Geçtiğimiz iki gün içinde siyasal kimliğini anlattığını hatırlatan Parmaksız, Arap toplumunda devlet teorisi zayıf olduğunu belirterek, onlardan diğer halklara geçen şeylerin edebiyat ve kültür dili olduğunu ifade etti. Parmaksız, "Medine vesikası çok kısa bir belge ve ilkel bir metindir. Medeni olmak kavramının kökeni Medine'den geliyor çünkü orada bir hukuk var, sözleşme var, aidiyet var. Medeni olmak kavramının günden bugüne gelmesinin sebebi bu vesikadır. Medine Vesikası göreceli olarak eşitlikçi bir vesikadır. Birilerine zorla sen Türk'sün, Müslümansın demez kimlikleri kabul eder. Bir nevi anayasadır ve çok taraflı bir sözleşme, toplum sözleşmesidir İslamiyet kendinden önce gelen dinler gibi evrensel mesajlarla gelen bir dindir" diye konuştu.

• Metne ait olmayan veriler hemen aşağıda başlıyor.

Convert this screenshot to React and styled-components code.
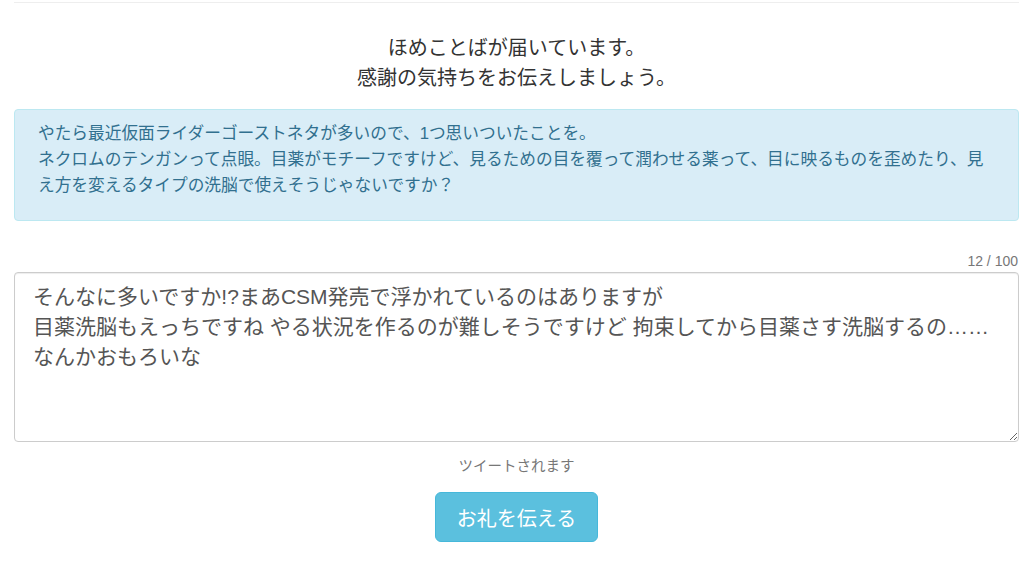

Parmaksız, "Pragmatik bir toplum, ancak örneğin İslamiyet'le tanıştılar, teorik olarak hiçbir şey katamadılar, felsefi olarak zayıflar. Soyutlama yetenekleri gelişmemiş. Esas neden devletleşme, devlet bir yerde çok güçlüyse orada ot bitmez. Özgürlük de felsefe de teori de gelişmez" dedi.

"Sosyalistler içe kapanmacı değildirler" diyen Parmaksız, "Genişlikten, geçişkenlikten yanadırlar. Yerliler binlerce yıldan beri hiçbir tel örgüye takılmaksızın o topraklarda at koşturmuşlardı. Beyazlar geldi ve her yeri çitlere boğdular. O tel örgüler nasıl anomali bir durumsa bizim için de sınırlardaki duvarlar böyledir. Biz sınırsız topraklarda at koşturmak istiyoruz" diye belirtti.

'ESKİYİ DE AŞAN BİR ŞEKİLDE YENİDEN KURACAĞIZ YAŞAMI'
Farklı inanç ve dillerin kendini var etmesinde yaşanan zorlanmalara da değinen Parmaksız, sözlerine şöyle devam etti: "Kürtler Kürtçe konuşmaya korkuyor, Aleviler inancını yaşayamıyor. Kürtlük, Alevilik ve kadın sorunu tarihte çözülmüş olsaydı, yarın kuracağımız bir düzende bu sorunlar temel sorunlarımız olmayacaktı. Sınıf siyasetinde iktidarlaşacağız diye her şeyi reddetmek de yanlıştır. İnsan sadece emeğe indirgenemez. Sınıf siyaseti değil sadece kimlik siyaseti yapın diyor bize postmodernizm. Ancak biz sadece tarihsel dinamiklerle yetinmeyeceğiz. Hiçbir maddi çıkar beklemeksizin insanlar kendilerini feda ettiler. Onlarca arkadaşımız ölüm oruçlarında hayatlarını verdi. Çalmadık, çırpmadık. Biz maneviyatçıyız. Var mı AKP'nin bir tane Deniz Gezmiş'i? En iyi öğrenciler hayatlarını verdiler. Biz ahlaklı, vicdan sahibi, akılcı ve gerçekçiyiz. Olmayacak şeyler önermeyiz. Tarihte yaşanmış şeylerden bahsediyoruz. Eskiyi de aşan bir şekilde yeniden kuracağız."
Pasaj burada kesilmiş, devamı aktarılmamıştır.